The Effects of CT Shadow History Plays on Fluency Rates provides a perfect example of a strong arts collaboration with measurable outcomes of the impact on fluency:
Derron Wood has been a HOT Schools Teaching Artist since 1995 and has been Executive Director of Flock Theatre since 1989. His residencies and Teaching Artist Collaborations are designed using HOT Schools methodology, planning guidelines and reporting procedures. Based upon a prior Teaching Artist Collaboration at Samuel Staples Elementary School in Easton, CT. Derron created a template for an experiment in collecting evidence of the impact of his residency in dramatic performances on fluency rates.
At Jack Jackter HOT school, plays performed were from "Connecticut Tales" written by Jack Jackter teachers Sharon Falcone and Sue Sherman, and former administrator Chris Ozmun. Jack Jackter Intermediate School, formerly Colchester Intermediate School, is one of the early cohorts of HOT schools. The HOT APPROACH to teaching and learning is part of the fabric and culture of the school.
Arts are often devalued in an educational setting and their benefits are often overlooked. We set out to prove that dramatic performances can support and enhance curriculum.
By having Grade 4 students narrate a live performance shadow play, their fluency rates will increase higher than those students who did not narrate. (Narration is defined here as the reading of any scripted text during a shadow presentation.)
We conducted a 16-day residency, overseen by Master Teaching Artist Derron Wood, where we mounted pre-created shows based off CT legends with the students.
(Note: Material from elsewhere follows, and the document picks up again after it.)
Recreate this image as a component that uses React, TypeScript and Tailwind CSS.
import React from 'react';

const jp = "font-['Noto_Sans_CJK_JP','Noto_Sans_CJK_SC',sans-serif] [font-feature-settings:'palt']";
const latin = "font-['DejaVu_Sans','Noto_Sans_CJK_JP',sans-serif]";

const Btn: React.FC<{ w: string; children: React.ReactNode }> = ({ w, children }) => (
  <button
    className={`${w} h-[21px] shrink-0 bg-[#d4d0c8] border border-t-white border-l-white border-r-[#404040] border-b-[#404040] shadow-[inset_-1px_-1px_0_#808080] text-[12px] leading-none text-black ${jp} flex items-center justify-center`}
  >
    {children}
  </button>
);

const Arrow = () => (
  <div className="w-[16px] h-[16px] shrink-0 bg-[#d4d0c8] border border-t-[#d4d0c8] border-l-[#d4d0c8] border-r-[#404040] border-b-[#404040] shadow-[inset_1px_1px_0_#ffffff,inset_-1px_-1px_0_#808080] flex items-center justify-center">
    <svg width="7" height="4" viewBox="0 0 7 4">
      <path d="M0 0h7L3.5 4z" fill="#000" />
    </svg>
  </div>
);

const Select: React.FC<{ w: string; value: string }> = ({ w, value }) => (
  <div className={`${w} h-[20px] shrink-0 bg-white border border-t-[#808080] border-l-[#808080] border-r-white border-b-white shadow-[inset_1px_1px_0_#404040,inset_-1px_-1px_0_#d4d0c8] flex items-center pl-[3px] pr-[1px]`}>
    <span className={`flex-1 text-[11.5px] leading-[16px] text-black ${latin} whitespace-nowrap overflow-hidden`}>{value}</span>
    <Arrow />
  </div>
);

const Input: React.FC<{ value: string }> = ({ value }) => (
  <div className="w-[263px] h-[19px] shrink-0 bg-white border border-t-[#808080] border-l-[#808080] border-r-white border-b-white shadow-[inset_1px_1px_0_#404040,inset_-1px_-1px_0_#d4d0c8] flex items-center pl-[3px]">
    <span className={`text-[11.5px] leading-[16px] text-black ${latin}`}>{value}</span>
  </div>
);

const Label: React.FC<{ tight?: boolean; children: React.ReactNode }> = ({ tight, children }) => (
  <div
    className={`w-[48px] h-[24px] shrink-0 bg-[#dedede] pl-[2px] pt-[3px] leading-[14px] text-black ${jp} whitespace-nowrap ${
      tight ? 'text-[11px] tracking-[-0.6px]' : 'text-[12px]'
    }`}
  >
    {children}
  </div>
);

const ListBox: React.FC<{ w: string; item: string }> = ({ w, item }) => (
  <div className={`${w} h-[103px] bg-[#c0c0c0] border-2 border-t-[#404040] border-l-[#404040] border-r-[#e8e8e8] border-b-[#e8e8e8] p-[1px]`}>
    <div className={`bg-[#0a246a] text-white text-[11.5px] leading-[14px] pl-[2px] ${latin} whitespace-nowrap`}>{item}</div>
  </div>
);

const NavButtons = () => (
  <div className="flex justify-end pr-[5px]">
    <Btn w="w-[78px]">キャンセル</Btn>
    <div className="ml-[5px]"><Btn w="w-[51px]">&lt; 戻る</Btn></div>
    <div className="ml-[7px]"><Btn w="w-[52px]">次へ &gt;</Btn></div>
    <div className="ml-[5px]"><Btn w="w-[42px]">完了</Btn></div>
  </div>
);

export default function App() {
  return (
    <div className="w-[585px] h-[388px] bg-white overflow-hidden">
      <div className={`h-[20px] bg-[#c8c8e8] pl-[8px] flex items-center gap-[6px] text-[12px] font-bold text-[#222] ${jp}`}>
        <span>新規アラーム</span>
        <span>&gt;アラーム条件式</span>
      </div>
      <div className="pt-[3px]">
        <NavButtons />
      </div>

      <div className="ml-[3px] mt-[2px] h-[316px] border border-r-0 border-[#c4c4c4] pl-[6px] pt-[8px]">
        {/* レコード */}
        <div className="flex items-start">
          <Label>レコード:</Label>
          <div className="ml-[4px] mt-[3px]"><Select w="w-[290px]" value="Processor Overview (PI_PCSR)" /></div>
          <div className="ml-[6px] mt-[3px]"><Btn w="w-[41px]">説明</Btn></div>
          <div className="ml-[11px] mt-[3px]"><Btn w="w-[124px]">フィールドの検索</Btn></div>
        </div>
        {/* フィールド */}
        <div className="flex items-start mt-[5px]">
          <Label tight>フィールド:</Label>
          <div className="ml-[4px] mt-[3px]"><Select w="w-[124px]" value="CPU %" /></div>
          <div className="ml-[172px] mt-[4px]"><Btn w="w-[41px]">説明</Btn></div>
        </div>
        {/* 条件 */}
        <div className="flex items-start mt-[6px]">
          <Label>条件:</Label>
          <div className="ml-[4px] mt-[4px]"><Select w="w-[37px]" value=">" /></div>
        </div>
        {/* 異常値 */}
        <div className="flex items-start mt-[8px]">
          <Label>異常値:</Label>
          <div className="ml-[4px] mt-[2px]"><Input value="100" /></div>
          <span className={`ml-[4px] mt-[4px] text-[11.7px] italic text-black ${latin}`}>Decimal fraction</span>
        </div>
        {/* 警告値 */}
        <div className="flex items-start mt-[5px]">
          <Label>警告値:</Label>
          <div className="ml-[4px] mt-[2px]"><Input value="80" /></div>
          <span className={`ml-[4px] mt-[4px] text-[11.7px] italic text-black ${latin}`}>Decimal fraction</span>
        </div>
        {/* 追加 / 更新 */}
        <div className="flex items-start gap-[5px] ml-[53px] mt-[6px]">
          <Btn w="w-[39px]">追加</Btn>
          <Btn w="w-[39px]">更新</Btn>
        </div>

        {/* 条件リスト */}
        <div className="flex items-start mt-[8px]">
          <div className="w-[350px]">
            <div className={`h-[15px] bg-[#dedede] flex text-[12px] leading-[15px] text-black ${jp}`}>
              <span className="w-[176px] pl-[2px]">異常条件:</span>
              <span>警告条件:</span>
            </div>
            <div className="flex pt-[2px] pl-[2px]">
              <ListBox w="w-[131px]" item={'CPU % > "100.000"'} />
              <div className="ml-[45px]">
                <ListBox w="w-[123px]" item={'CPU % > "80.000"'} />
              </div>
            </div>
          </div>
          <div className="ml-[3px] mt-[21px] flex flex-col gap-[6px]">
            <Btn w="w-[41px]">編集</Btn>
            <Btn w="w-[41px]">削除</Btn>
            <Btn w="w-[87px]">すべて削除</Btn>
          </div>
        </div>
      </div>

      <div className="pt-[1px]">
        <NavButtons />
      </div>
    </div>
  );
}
By using the principles of performance such as volume, clarity (diction and speed), textual-analysis (keywords, punctuation, word-choice, coloring of words, textual specificity) we rehearsed the scripts with the chosen narrators. The other students who did not narrate aided in manipulating shadow puppets, acting, and providing sound-effects to accompany the text visually and aurally.
The data supported the hypothesis in that those students who narrated had an average increase of fluency rate points of 23.6 whereas those who did not narrate had an average increase of only 11 points. Therefore students who were narrators increased their fluency rate points two times more on average than those who did not narrate.